Cottage Pie is a variant on Shepherd's Pie, an extremely common meal in the UK. The main difference between Cottage Pie and Shepherd's Pie is the type of meat involved. For Shepherd's Pie ground lamb is used (hence the shepherd) whereas ground beef is used for Cottage Pie.
This dish is very popular not only for its wonderful flavor, but also for the fact that it is extremely cheap and simple to make. This is the way I always make Cottage Pie.
- Start by halving the potatoes and boiling them until soft. Leave the skins on, it adds flavor. Drain, add milk and a stick of butter then mash.
- Brown the ground beef in a skillet. Turn the heat to medium low and add the diced shallot to the meat. Occasionally stir for the next 5 minutes. Drain the fat.
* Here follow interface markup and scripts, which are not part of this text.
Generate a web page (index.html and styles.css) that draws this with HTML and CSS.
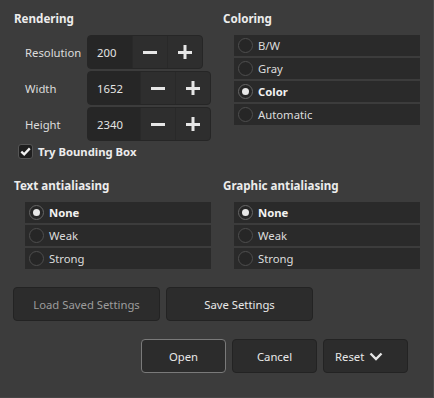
FILE: index.html
```html
<!DOCTYPE html>
<html lang="en">

    <head>
        <meta charset="UTF-8">
        <meta name="viewport" content="width=device-width, initial-scale=1.0">
        <title>Render Settings</title>
        <link rel="stylesheet" href="styles.css">
    </head>

    <body>
        <div class="dialog">

            <div class="section">
                <div class="col">
                    <div class="title">Rendering</div>
                    <div class="spin-row">
                        <span class="spin-label">Resolution</span>
                        <div class="spin">
                            <span class="spin-value short">200</span>
                            <span class="spin-btn"><svg width="14" height="14" viewBox="0 0 14 14"><path d="M0 7.5H14" stroke="#e6e6e6" stroke-width="3"/></svg></span>
                            <span class="spin-btn"><svg width="14" height="14" viewBox="0 0 14 14"><path d="M0 7.5H14M7 0V14" stroke="#e6e6e6" stroke-width="3"/></svg></span>
                        </div>
                    </div>
                    <div class="spin-row">
                        <span class="spin-label">Width</span>
                        <div class="spin">
                            <span class="spin-value">1652</span>
                            <span class="spin-btn"><svg width="14" height="14" viewBox="0 0 14 14"><path d="M0 7.5H14" stroke="#e6e6e6" stroke-width="3"/></svg></span>
                            <span class="spin-btn"><svg width="14" height="14" viewBox="0 0 14 14"><path d="M0 7.5H14M7 0V14" stroke="#e6e6e6" stroke-width="3"/></svg></span>
                        </div>
                    </div>
                    <div class="spin-row">
                        <span class="spin-label">Height</span>
                        <div class="spin">
                            <span class="spin-value">2340</span>
                            <span class="spin-btn"><svg width="14" height="14" viewBox="0 0 14 14"><path d="M0 7.5H14" stroke="#e6e6e6" stroke-width="3"/></svg></span>
                            <span class="spin-btn"><svg width="14" height="14" viewBox="0 0 14 14"><path d="M0 7.5H14M7 0V14" stroke="#e6e6e6" stroke-width="3"/></svg></span>
                        </div>
                    </div>
                    <div class="check">
                        <span class="check-box"><svg width="11" height="11" viewBox="0 0 11 11"><path d="M1.3 5.6L4.2 8.4L9.8 2.4" fill="none" stroke="#f2f2f2" stroke-width="2.3"/></svg></span>
                        Try Bounding Box
                    </div>
                </div>
                <div class="col">
                    <div class="title">Coloring</div>
                    <div class="radios">
                        <div class="radio"><span class="dot"></span>B/W</div>
                        <div class="radio"><span class="dot"></span>Gray</div>
                        <div class="radio on"><span class="dot"></span>Color</div>
                        <div class="radio"><span class="dot"></span>Automatic</div>
                    </div>
                </div>
            </div>

            <div class="section second">
                <div class="col">
                    <div class="title">Text antialiasing</div>
                    <div class="radios">
                        <div class="radio on"><span class="dot"></span>None</div>
                        <div class="radio"><span class="dot"></span>Weak</div>
                        <div class="radio"><span class="dot"></span>Strong</div>
                    </div>
                </div>
                <div class="col">
                    <div class="title">Graphic antialiasing</div>
                    <div class="radios">
                        <div class="radio on"><span class="dot"></span>None</div>
                        <div class="radio"><span class="dot"></span>Weak</div>
                        <div class="radio"><span class="dot"></span>Strong</div>
                    </div>
                </div>
            </div>

            <div class="settings-row">
                <button class="btn wide dim">Load Saved Settings</button>
                <button class="btn wide">Save Settings</button>
            </div>

            <div class="action-row">
                <button class="btn default">Open</button>
                <button class="btn">Cancel</button>
                <button class="btn reset">Reset
                    <svg width="14" height="9" viewBox="0 0 14 9"><path d="M1.5 1.5L7 7L12.5 1.5" fill="none" stroke="#e6e6e6" stroke-width="2.4"/></svg>
                </button>
            </div>

        </div>
    </body>

</html>
```

FILE: styles.css
```css
body {
    margin: 0;
    padding: 0;
    background-color: #3c3c3c;
}

.dialog {
    width: 434px;
    height: 398px;
    box-sizing: border-box;
    background-color: #3c3c3c;
    border-right: 1px solid #4a4a4a;
    border-bottom: 1px solid #454545;
    font-family: "Noto Sans", "Open Sans", sans-serif;
    font-size: 11.3px;
    color: #dcdcdc;
    padding-top: 11px;
}

.section {
    display: grid;
    grid-template-columns: 209px 1fr;
    padding-left: 14px;
}

.second {
    margin-top: 18px;
}

.title {
    font-weight: 700;
    font-size: 11.6px;
    line-height: 16px;
    color: #ececec;
    margin-bottom: 8px;
}

.spin-row {
    display: flex;
    align-items: center;
    margin-bottom: 2px;
}

.spin-label {
    flex: none;
    width: 73px;
    padding-left: 11px;
    box-sizing: border-box;
}

.spin {
    flex: none;
    display: flex;
    height: 34px;
    box-sizing: border-box;
    background-color: #2e2e2e;
    border: 1px solid #262626;
    border-radius: 4px;
    overflow: hidden;
}

.spin-value {
    width: 52px;
    background-color: #262626;
    padding-left: 9px;
    box-sizing: border-box;
    display: flex;
    align-items: center;
    color: #e4e4e4;
}

.spin-value.short {
    width: 44px;
}

.spin-btn {
    width: 35px;
    display: flex;
    align-items: center;
    justify-content: center;
    border-left: 1px solid #292929;
    box-sizing: border-box;
}

.check {
    display: flex;
    align-items: center;
    gap: 5px;
    margin-top: 2px;
    margin-left: 4px;
    height: 17px;
    font-weight: 700;
    color: #ececec;
}

.check-box {
    width: 15px;
    height: 15px;
    box-sizing: border-box;
    background-color: #1e1e1e;
    border: 1px solid #555;
    border-radius: 3px;
    display: flex;
    align-items: center;
    justify-content: center;
}

.radios {
    display: flex;
    flex-direction: column;
    gap: 2px;
    margin-left: 11px;
    width: 186px;
}

.radio {
    height: 21px;
    background-color: #2a2a2a;
    display: flex;
    align-items: center;
    padding-left: 4px;
    gap: 5px;
    color: #dcdcdc;
}

.dot {
    width: 15px;
    height: 15px;
    box-sizing: border-box;
    border: 1px solid #4e4e4e;
    border-radius: 50%;
    background-color: #262626;
    display: flex;
    align-items: center;
    justify-content: center;
}

.radio.on {
    font-weight: 700;
    color: #f2f2f2;
}

.radio.on .dot {
    border-color: #666;
}

.radio.on .dot::after {
    content: "";
    width: 7px;
    height: 7px;
    border-radius: 50%;
    background-color: #e8e8e8;
}

.settings-row {
    display: flex;
    gap: 6px;
    padding-left: 13px;
    margin-top: 18px;
}

.action-row {
    display: flex;
    gap: 6px;
    justify-content: flex-end;
    padding-right: 25px;
    margin-top: 18px;
}

.btn {
    width: 85px;
    height: 34px;
    background-color: #2c2c2c;
    border: 1px solid #232323;
    border-radius: 4px;
    font-family: "Noto Sans", "Open Sans", sans-serif;
    font-size: 11.3px;
    color: #e8e8e8;
    padding: 0;
}

.btn.wide {
    width: 147px;
}

.btn.dim {
    color: #9c9c9c;
}

.btn.default {
    border-color: #7a7a7a;
}

.btn.reset {
    display: flex;
    align-items: center;
    padding-left: 11px;
    gap: 5px;
}
```
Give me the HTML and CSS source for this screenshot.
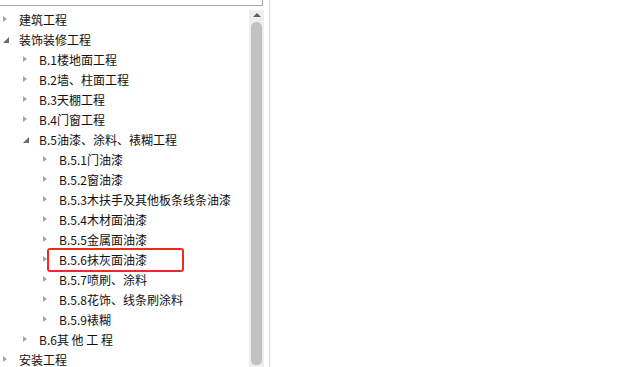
FILE: index.html
```html
<!DOCTYPE html>
<html>
<head>
<meta charset="utf-8">
<link rel="stylesheet" href="styles.css">
</head>
<body>
<div class="page">
  <div class="panel">
    <div class="searchbox"></div>
    <div class="treearea">
      <ul class="tree">
        <li class="row lvl0"><span class="arrow closed"></span><span class="label">建筑工程</span></li>
        <li class="row lvl0"><span class="arrow open"></span><span class="label">装饰装修工程</span></li>
        <li class="row lvl1"><span class="arrow closed"></span><span class="label">B.1楼地面工程</span></li>
        <li class="row lvl1"><span class="arrow closed"></span><span class="label">B.2墙、柱面工程</span></li>
        <li class="row lvl1"><span class="arrow closed"></span><span class="label">B.3天棚工程</span></li>
        <li class="row lvl1"><span class="arrow closed"></span><span class="label">B.4门窗工程</span></li>
        <li class="row lvl1"><span class="arrow open"></span><span class="label">B.5油漆、涂料、裱糊工程</span></li>
        <li class="row lvl2"><span class="arrow closed"></span><span class="label">B.5.1门油漆</span></li>
        <li class="row lvl2"><span class="arrow closed"></span><span class="label">B.5.2窗油漆</span></li>
        <li class="row lvl2"><span class="arrow closed"></span><span class="label">B.5.3木扶手及其他板条线条油漆</span></li>
        <li class="row lvl2"><span class="arrow closed"></span><span class="label">B.5.4木材面油漆</span></li>
        <li class="row lvl2"><span class="arrow closed"></span><span class="label">B.5.5金属面油漆</span></li>
        <li class="row lvl2 marked"><span class="arrow closed"></span><span class="label">B.5.6抹灰面油漆</span></li>
        <li class="row lvl2"><span class="arrow closed"></span><span class="label">B.5.7喷刷、涂料</span></li>
        <li class="row lvl2"><span class="arrow closed"></span><span class="label">B.5.8花饰、线条刷涂料</span></li>
        <li class="row lvl2"><span class="arrow closed"></span><span class="label">B.5.9裱糊</span></li>
        <li class="row lvl1"><span class="arrow closed"></span><span class="label">B.6其 他 工 程</span></li>
        <li class="row lvl0"><span class="arrow closed"></span><span class="label">安装工程</span></li>
      </ul>
      <div class="scrollbar">
        <div class="uparrow"></div>
        <div class="thumb"></div>
      </div>
    </div>
  </div>
  <div class="content"></div>
</div>
</body>
</html>
```
FILE: styles.css
```css
html, body {
  margin: 0;
  padding: 0;
  background: #ffffff;
  overflow: hidden;
}
.page {
  display: flex;
  width: 634px;
  height: 367px;
  font-family: "Noto Sans CJK SC", "Noto Sans", sans-serif;
  font-size: 12px;
  color: #000;
}
.panel {
  width: 269px;
  border-right: 1px solid #d6d6d6;
  display: flex;
  flex-direction: column;
  overflow: hidden;
}
.searchbox {
  width: 262px;
  height: 5px;
  border-right: 1px solid #a9a9a9;
  border-bottom: 1px solid #a9a9a9;
  flex: none;
}
.treearea {
  flex: 1;
  display: flex;
  margin-top: 4px;
  min-height: 0;
}
.tree {
  list-style: none;
  margin: 0;
  padding: 0;
  width: 249px;
  flex: none;
}
.row {
  height: 20px;
  display: flex;
  align-items: center;
  position: relative;
  white-space: nowrap;
}
.lvl0 { padding-left: 3px; }
.lvl1 { padding-left: 23px; }
.lvl2 { padding-left: 43px; }
.arrow {
  width: 16px;
  height: 20px;
  flex: none;
  position: relative;
}
.arrow.closed::before {
  content: "";
  position: absolute;
  left: 0;
  top: 6px;
  width: 0;
  height: 0;
  border-left: 4px solid #a6a6a6;
  border-top: 3px solid transparent;
  border-bottom: 3px solid transparent;
}
.arrow.open::before {
  content: "";
  position: absolute;
  left: 0;
  top: 7px;
  width: 0;
  height: 0;
  border-bottom: 6px solid #6b6b6b;
  border-left: 6px solid transparent;
}
.label {
  line-height: 20px;
  color: #111;
}
.marked::after {
  content: "";
  position: absolute;
  left: 47px;
  top: -2px;
  width: 133px;
  height: 20px;
  border: 2px solid #ee2a24;
  border-radius: 3px;
}
.scrollbar {
  width: 15px;
  flex: none;
  background: #eeeeee;
  position: relative;
  display: flex;
  flex-direction: column;
  align-items: center;
}
.uparrow {
  margin-top: 3px;
  width: 0;
  height: 0;
  border-bottom: 4px solid #606060;
  border-left: 4px solid transparent;
  border-right: 4px solid transparent;
  flex: none;
}
.thumb {
  margin-top: 5px;
  width: 11px;
  flex: 1;
  margin-bottom: 2px;
  background: #c2c2c2;
  border-radius: 6px 6px 5px 5px;
}
.content {
  flex: 1;
}
```
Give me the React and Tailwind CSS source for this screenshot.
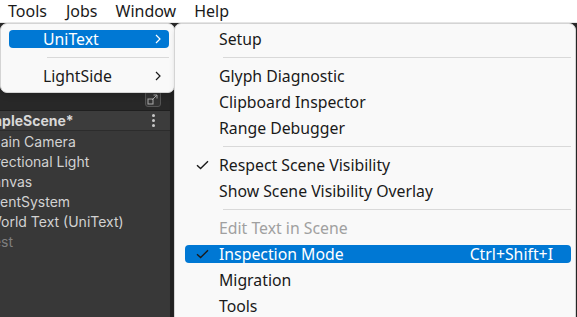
import React from 'react';

const menuFont = { fontFamily: '"Noto Sans", "Open Sans", sans-serif' };

const Check = ({ className }) => (
    <svg width="13" height="10" viewBox="0 0 13 10" className={className}>
        <path d="M1 5.2 L4.6 8.6 L12 1.2" fill="none" stroke="currentColor" strokeWidth="1.4" />
    </svg>
);

const Chevron = ({ className }) => (
    <svg width="6" height="10" viewBox="0 0 6 10" className={className}>
        <path d="M1 1 L5 5 L1 9" fill="none" stroke="currentColor" strokeWidth="1.2" />
    </svg>
);

const Separator = ({ inset }) => (
    <div className="h-[11px] flex items-center">
        <div className={`h-px bg-[#d9d9d9] w-full ${inset}`} />
    </div>
);

const SubItem = ({ label, checked, active, disabled, shortcut }) => (
    <div className="h-[26px] py-[4px] pl-[10px] pr-[4px]">
        <div className={`h-[18px] flex items-center rounded-[4px] ${active ? 'bg-[#0078d4] text-white' : disabled ? 'text-[#a0a0a0]' : 'text-[#1a1a1a]'}`}>
            <div className="w-[34px] flex justify-center pl-px">
                {checked && <Check className="text-[#1a1a1a]" />}
            </div>
            <span className="text-[15.8px] leading-none mt-[2px]">{label}</span>
            {shortcut && <span className="ml-auto mr-[18px] text-[15.8px] leading-none mt-[2px]">{shortcut}</span>}
        </div>
    </div>
);

const HierRow = ({ label, dim, offset }) => (
    <div className={`h-5 flex items-center whitespace-nowrap text-[14px] ${dim ? 'text-[#7f7f7f]' : 'text-[#d2d2d2]'} ${offset}`}>
        {label}
    </div>
);

export default function App() {
    return (
        <div className="relative w-[577px] h-[317px] overflow-hidden bg-[#191919]">
            <div className="h-[23px] bg-white border-b border-[#e6e6e6] flex items-center text-[16px] text-[#1a1a1a]" style={menuFont}>
                <span className="ml-[8px]">Tools</span>
                <span className="ml-[19px]">Jobs</span>
                <span className="ml-[18px]">Window</span>
                <span className="ml-[18px]">Help</span>
            </div>

            <div className="flex h-[294px]">
                <div className="w-[170px] bg-[#383838] flex flex-col overflow-hidden" style={{ fontFamily: 'Inter, "Noto Sans", sans-serif' }}>
                    <div className="h-[88px] bg-[#282828] border-b border-[#1f1f1f] flex items-end justify-end pr-[9px] pb-[3px] shrink-0">
                        <div className="w-[16px] h-[16px] rounded-[3px] border border-[#555] bg-[#333] flex items-center justify-center">
                            <svg width="12" height="12" viewBox="0 0 12 12">
                                <rect x="1" y="6" width="5" height="5" fill="none" stroke="#aaa" strokeWidth="1" />
                                <path d="M5 7 L10 2 M6.5 2 H10 V5.5" fill="none" stroke="#aaa" strokeWidth="1" />
                            </svg>
                        </div>
                    </div>
                    <div className="h-[20px] bg-[#3c3c3c] border-b border-[#2c2c2c] flex items-center justify-between shrink-0">
                        <span className="ml-[-28px] text-[14px] font-bold text-[#d8d8d8] whitespace-nowrap">SampleScene*</span>
                        <div className="mr-[15px] flex flex-col gap-[2px]">
                            <span className="w-[3px] h-[3px] rounded-full bg-[#c8c8c8]" />
                            <span className="w-[3px] h-[3px] rounded-full bg-[#c8c8c8]" />
                            <span className="w-[3px] h-[3px] rounded-full bg-[#c8c8c8]" />
                        </div>
                    </div>
                    <div>
                        <HierRow label="Main Camera" offset="ml-[-12px]" />
                        <HierRow label="Directional Light" offset="ml-[-18px]" />
                        <HierRow label="Canvas" offset="ml-[-17px]" />
                        <HierRow label="EventSystem" offset="ml-[-16px]" />
                        <HierRow label="World Text (UniText)" offset="ml-[-12px]" />
                        <HierRow label="Test" dim offset="ml-[-15px]" />
                    </div>
                </div>
                <div className="w-[3px] bg-[#232323]" />
                <div className="flex-1 bg-[#282828]" />
            </div>

            {/* Tools menu */}
            <div className="absolute left-0 top-[23px] w-[175px] h-[70px] bg-[#f9f9f9] border border-[#d4d4d4] rounded-[7px] shadow-md pt-[2px]" style={menuFont}>
                <div className="h-[26px] py-[4px] pl-[8px] pr-[5px]">
                    <div className="h-[18px] rounded-[4px] bg-[#0078d4] text-white flex items-center pl-[34px] pr-[8px]">
                        <span className="text-[15.8px] leading-none mt-[2px]">UniText</span>
                        <Chevron className="ml-auto" />
                    </div>
                </div>
                <div className="h-[11px] flex items-center pl-[46px] pr-[5px]">
                    <div className="h-px w-full bg-[#d9d9d9]" />
                </div>
                <div className="h-[26px] flex items-center pl-[42px] pr-[13px] text-[#1a1a1a]">
                    <span className="text-[15.8px] leading-none mt-[2px]">LightSide</span>
                    <Chevron className="ml-auto" />
                </div>
            </div>

            {/* UniText submenu */}
            <div className="absolute left-[174px] top-[23px] right-[1px] h-[310px] bg-[#f9f9f9] border border-[#d4d4d4] rounded-[7px] shadow-md pt-[2px]" style={menuFont}>
                <SubItem label="Setup" />
                <Separator inset="ml-[48px] mr-[4px]" />
                <SubItem label="Glyph Diagnostic" />
                <SubItem label="Clipboard Inspector" />
                <SubItem label="Range Debugger" />
                <Separator inset="ml-[48px] mr-[4px]" />
                <SubItem label="Respect Scene Visibility" checked />
                <SubItem label="Show Scene Visibility Overlay" />
                <Separator inset="ml-[48px] mr-[4px]" />
                <SubItem label="Edit Text in Scene" disabled />
                <SubItem label="Inspection Mode" checked active shortcut="Ctrl+Shift+I" />
                <SubItem label="Migration" />
                <SubItem label="Tools" />
            </div>
        </div>
    );
}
- Add the white wine, tarragon and parsley to the meat and simmer until the excess liquid has evaporated.
- Add the tomato sauce and diced tomato to the meat and simmer until the excess liquid has evaporated. Salt and Pepper to taste.
- Place the meat in the bottom of a casserole dish.
- Drain and place the peas over the top of the meat.
- Spread the mashed potatoes on top of the peas.
- Put a little Parmesan cheese over the potatoes and put the entire dish in an oven preheated to 350 degrees for 10 minutes.